Cependant, ces groupes, dont se détachent ainsi les intéressés, ne sont pas des voiles dressées sur un océan d'abstraction. Aux espérances fondées sur eux pour donner à l'association une âme qui, sans cesse se dérobe n'est pas limité le plan harmonieux et étendu de Godin. Les groupes sont liés à tout un ensemble d'institutions qui les préparent et les complètent. « Ils font partie d'un système : ils apportent un élément, le plus utile peut-être, à l'atmosphère de bien-être, de sécurité, de dignité, d'entraide, de sympathie que le travailleur respire au sein de l'Association, mais ils ne sont pas toute l'Association » (J. P.). Certes, « c'est surtout dans le sens d'une élévation progressive du personnel à la saine compréhension et au sage gouvernement de ses intérêts collectifs que les expériences de Godin ont été nombreuses, persévérantes, et riches en enseignements... Mais, combien de créations que le fondateur du Familistère a conçues, préparées, ébauchées et qui n'ont pu vivre par la faute des hommes ou la résistance des choses »... (J. P.) ‒ petites bandes d'enfants contribuant à de menues besognes d'entretien général, restaurant, annexes agricoles, etc... ‒ tentatives, pour la plupart, d'inspiration fouriériste...
D'autre part, dès 1861, une aile du Familistère reçoit les premières familles, et se constituent les premiers conseils élus des deux sexes « chargés de représenter tous les habitants dans les questions d'économie domestique commune » (Doc. biog.) et s'organisent les premiers magasins coopératifs. À l'usine, toujours à la recherche des capacités, Godin s'emploie à développer les procédés mécaniques de contrôle (gabarit, pesées, chronométrages, etc...) susceptibles de le documenter sur le niveau professionnel. En même temps, la généralisation du travail aux pièces, « en laissant, dit-il, à l'ouvrier toute liberté d'activer ou de ralentir à son gré ses efforts producteurs » aura pour effet d'abréger progressivement la durée de la journée de travail. « À un ouvrier qui lui demande de reculer d'une heure ou deux la fermeture des ateliers quand les commandes affluent, au lieu d'embaucher des ouvriers nouveaux, Godin répond en évoquant le temps où, simple compagnon serrurier, il maugréait contre le labeur épuisant qui, le tenant douze heures et plus courbé sur l'étau, l'empêchait de parfaire son instruction dont il ressentait cruellement les lacunes » (J. P.).

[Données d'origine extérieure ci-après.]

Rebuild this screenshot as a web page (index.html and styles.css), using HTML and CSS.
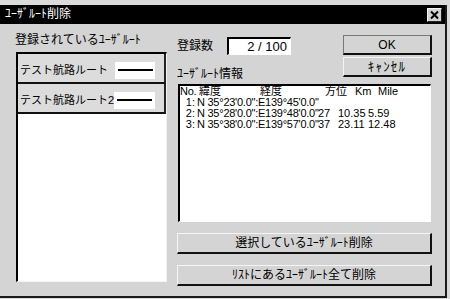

Il caresse l'espoir que la vie des groupes sera heureusement influencée par cette conquête du loisir, qui va permettre à l'ouvrier de s'intéresser à tout ce qui peut relever son état. Par ailleurs, il distribue les premiers titres de participation qui, par les voies matérielles contribueront à l'amener plus avant dans l'entreprise... Aile par aile, le Familistère s'édifie, malgré les charges nouvelles d'un mandat de cinq ans à l'Assemblée nationale où il est élu contre l'Empire. En 1880, le Palais social s'est augmenté de tout un groupe de constructions nouvelles et Godin, impuissant à revivifier les groupes, après tant de recherches, d'espoirs coupés de clartés cruelles, s'apprête, après une dernière mise au point des statuts, à donner à l'Association qu'il a mûri l'existence de fait et la consécration légale...
Il y arrive, « impatient de payer sa dette aux ouvriers dont le travail l'a aidé dans sa rude ascension » (J.P.), mais il ne regarde pas son œuvre comme circonscrite au cercle de ses collaborateurs immédiats. S'il estime que, pour ceux-là, « la meilleure manière de ne pas être en reste avec eux est de les diriger, tous ensemble, vers les lumineux sommets qu'il a eu tant de peine à gravir » (J. P.), sa sollicitude, « par-delà les murs de sa fabrique et de sa petite ville, s'élance vers la foule innombrable des déshérités de la vie » (J. P.) « Mon œuvre n'a pas été conçue en vue de vous seuls » dira-t-il un an plus tard à son personnel. « Si je n'avais eu d'autre but que de créer des avantages à votre seul profit, il y a longtemps que votre incrédulité et votre insouciance m'eussent lassé et découragé au point de me faire renoncer à mes projets. Mais je sentais qu'en travaillant pour vous je travaillais pour le monde, qu'en luttant contre tous les obstacles qui se sont dressés de toutes parts sur mon chemin, je luttais pour tous les travailleurs, pour l'humanité elle-même ; et ce sentiment m'a soutenu, m'a fait avancer dans une voie où d'autres, moins convaincus, se fussent arrêtés. » (Doc. biog.)